Index construction: from_vectors vs loading bytes
Two ways to get an engine into the browser:
// Option 1: Build from raw vectors in JavaScript
// (slow — use this in Node build scripts, not in browser)
const engine = WasmSearchEngine.from_vectors(vectors, dim, M, ef_construction, ef_search);
// Option 2: Load pre-built index from a binary file
// (fast — this is the browser-side path)
const bytes = await fetch('/search-index.bin').then(r => r.arrayBuffer());
const engine = new WasmSearchEngine(new Uint8Array(bytes));
from_vectors runs HNSW graph construction — an O(n log n) operation that takes seconds for large indexes.

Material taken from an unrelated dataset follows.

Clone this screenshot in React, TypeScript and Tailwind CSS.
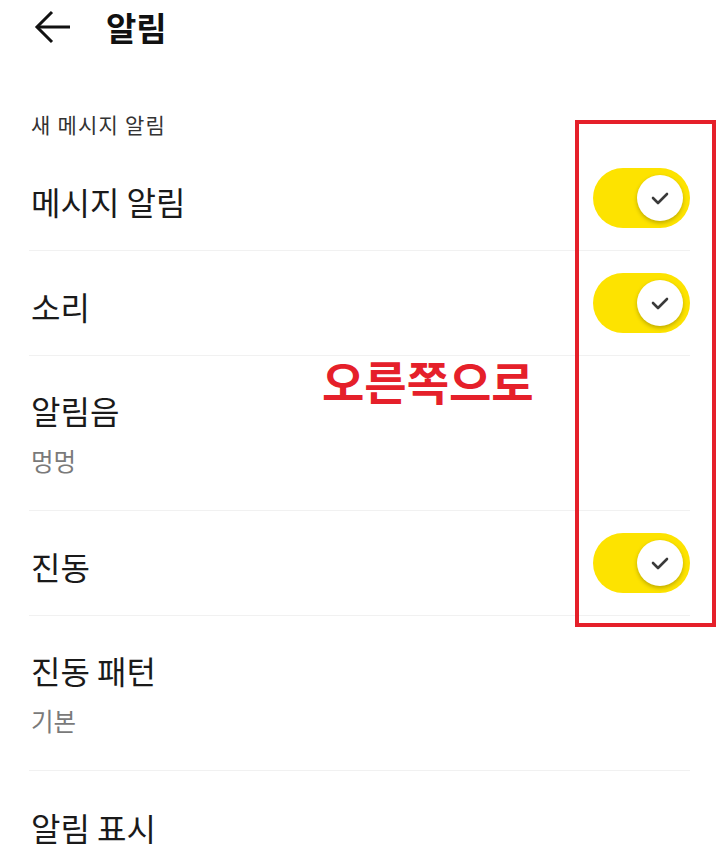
import type { ReactNode } from 'react'

const font = { fontFamily: '"Noto Sans CJK KR", "Noto Sans", sans-serif' }

function BackArrow() {
  return (
    <svg width="38" height="34" viewBox="0 0 38 34" fill="none">
      <path d="M4 17H37" stroke="#111" strokeWidth="3" strokeLinecap="butt" />
      <path d="M19 2L4 17L19 32" stroke="#111" strokeWidth="3" strokeLinecap="butt" strokeLinejoin="miter" />
    </svg>
  )
}

function Toggle() {
  return (
    <div className="flex h-[60px] w-[97px] items-center justify-end rounded-full bg-[#fde300] pr-[7px]">
      <div className="flex h-[46px] w-[46px] items-center justify-center rounded-full bg-white shadow-[0_2px_4px_rgba(0,0,0,0.25)]">
        <svg width="18" height="14" viewBox="0 0 18 14" fill="none">
          <path d="M2 7L7 12L16 3" stroke="#3a3a3a" strokeWidth="2.6" strokeLinecap="round" strokeLinejoin="round" />
        </svg>
      </div>
    </div>
  )
}

function Row({ title, right, last }: { title: string; right?: ReactNode; last?: boolean }) {
  return (
    <div className={`flex h-[105px] items-center justify-between ${last ? '' : 'border-b border-[#f1f1f1]'}`}>
      <span className="pl-[2px] pt-[6px] text-[32px] leading-[38px] text-[#1a1a1a]">{title}</span>
      {right}
    </div>
  )
}

function TwoLineRow({ title, sub }: { title: string; sub: string }) {
  return (
    <div className="flex h-[155px] flex-col justify-center gap-[17px] border-b border-[#f1f1f1] pl-[2px]">
      <span className="text-[32px] leading-[38px] text-[#1a1a1a]">{title}</span>
      <span className="text-[24.5px] leading-[30px] text-[#7a7a7a]">{sub}</span>
    </div>
  )
}

export default function App() {
  return (
    <div className="relative h-[856px] w-[720px] overflow-hidden bg-white" style={font}>
      <header className="flex h-[53px] items-center">
        <div className="ml-[33px] w-[73px]">
          <BackArrow />
        </div>
        <h1 className="text-[33px] font-bold leading-[38px] text-[#111]">알림</h1>
      </header>

      <div className="pl-[31px] pt-[60px] pb-[11px] text-[21px] leading-[22px] tracking-[1.2px] text-[#333]">
        새 메시지 알림
      </div>

      <div className="pl-[29px] pr-[30px]">
        <Row title="메시지 알림" right={<Toggle />} />
        <Row title="소리" right={<Toggle />} />
        <TwoLineRow title="알림음" sub="멍멍" />
        <Row title="진동" right={<Toggle />} />
        <TwoLineRow title="진동 패턴" sub="기본" />
        <Row title="알림 표시" last />
      </div>

      <div className="absolute left-[575px] top-[120px] h-[507px] w-[141px] border-[4px] border-[#e5202a]" />
      <div className="absolute left-[322px] top-[351px] text-[46px] font-bold leading-[58px] text-[#e5202a]">
        오른쪽으로
      </div>
    </div>
  )
}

Always run this offline in a build script. new WasmSearchEngine(bytes) just deserializes a pre-built graph, which is fast (a few hundred milliseconds for a 15MB index).
Memory usage in practice
For a 10,000-document index at 384 dimensions:
- Vector data:
10,000 × 384 × 4 bytes = 15.36MB - Graph structure (HNSW adjacency lists): approximately 2-3MB
- WASM module: 117KB uncompressed
- Total WASM linear memory: ~18MB
This is well within Chrome's typical WASM memory limit (2GB by default on 64-bit systems). For larger indexes, the main constraint is the download size and initial memory allocation time, not WASM's capability.
FAQ
Why is WASM faster than pure JavaScript for vector search?
WASM compiles to machine code deterministically — no JIT unpredictability. Its linear memory model has no garbage collection, eliminating GC pause spikes. For tight numeric loops like dot products over float arrays, WASM achieves 3-10x better throughput than equivalent JavaScript.
What is the cold start overhead?
For altor-vec's 117KB WASM, compile time is 5-30ms depending on browser. The compiled module is cached, so subsequent page loads skip compilation entirely. The index file download (1-20MB) is the dominant first-load cost.
How does HNSW graph traversal stay in WASM?
Once the query Float32Array is copied to WASM linear memory, the entire HNSW traversal runs in Rust. The JS/WASM boundary is crossed twice per query: once to copy the query vector in, once to receive the result string out. All node comparisons happen in WASM memory with no boundary crossings.